Charles Osgood Sampson (born July 2, 1957) is an American former professional rodeo cowboy who specialized in bull riding. He was the 1982 Professional Rodeo Cowboys Association (PRCA) World Champion bull rider. He is the first African-American cowboy to win a world championship in professional rodeo. He was inducted into the ProRodeo Hall of Fame in 1996.

==Early life==
Charlie Sampson was born in Los Angeles, California, on July 2, 1957. To avoid the violence that surrounded him as a boy, he took a job at a riding stables near Gardena, California. There he sparked an interest in horses and rodeo. He was a fan of the famous African-American bull rider, Myrtis Dightman, who was known as the "Jackie Robinson of Rodeo".

==Career==
Sampson stands 5 feet, 4 inches tall.
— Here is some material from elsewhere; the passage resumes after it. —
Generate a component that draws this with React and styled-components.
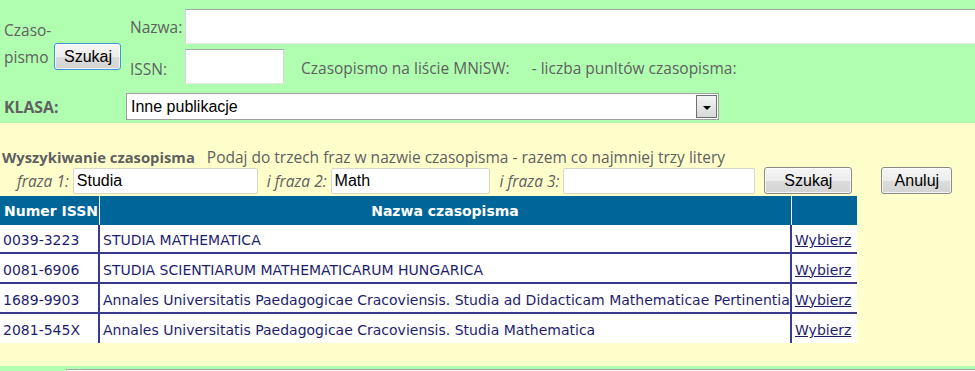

He was a ground breaking rodeo cowboy. He was the first African American to win a world title in the PRCA. In 1983, there were only six black members of the PRCA. Sampson was competing on a national level. Sampson very rarely mentioned race as an issue, even though he was competing in a sport dominated by white competitors. Sampson once said in The New York Times, "I haven't encountered discrimination as much as ignorance. Some people still don't realize that something like a quarter of all the cowboys back in the old West were black." Currently he works at "Rimrock Dude Ranch" in Cody, Wyoming.

==Injuries==
He is known for his many injuries as well. Sampson's left calf has 17 pins and two metal plates. In the New York Times Magazine, Sampson noted, "In 1983, a bull jerked me down and cracked my skull--I broke every bone in my face except my nose. I broke my ankle, my leg, my sternum, my wrist. In '88, I had an ear ripped off when a bull ran over me and his foot caught my hat." The 1983 ordeal was when his face was shattered at the 1983 PRCA Presidential Command Performance Rodeo in Landover, Maryland, with then-U.S. President Ronald Reagan witnessing the wreck. Sampson's PRCA career lasted almost 20 years, with 11 National Finals Rodeo (NFR) trips.

==Retirement==
Sampson retired after the National Circuit Finals Rodeo in Pocatello, Idaho, in 1994. He spent his retirement doing ads for companies like Wrangler Jeans and Timex. In 1996, he was inducted into the ProRodeo Hall of Fame.

==Wins and awards==
- PRCA World Champion bull rider, 1982
- PRCA Sierra Circuit bull riding champion, 1984
- Calgary Stampede bull riding champion, 1985
- PRCA Turquoise Circuit bull riding champion, 1985–86 and 1993
- Copenhagen/Skoal bull riding champion, 1992
- 2-time bull riding champion at Pendleton Round-Up
- 2-time Grand National Rodeo (Cow Palace) champion
- 2-time bull riding champion at California Rodeo Salinas
- 3-time champion of George Paul Memorial Bull Riding in Del Rio, Texas
- Rodeo Superstars Champion bull rider

==Honors==
- 1996 ProRodeo Hall of Fame
- 2003 National Multicultural Western Heritage Museum and Hall of Fame
- 2004 PBR Ring of Honor
- 2008 Rodeo Hall of Fame of the National Cowboy and Western Heritage Museum
- 2009 Ellensburg Rodeo Hall of Fame
- 2019 Bull Riding Hall of Fame

==Personal life==
Sampson attended Central Arizona College. He married Marilyn Casmon in 1984. Casmon hailed from Big Spring, Texas. The Sampsons had two sons: Laurence Charles who was born in 1984, and Daniel Carl who was born in 1988. They made their home in Aurora, Colorado.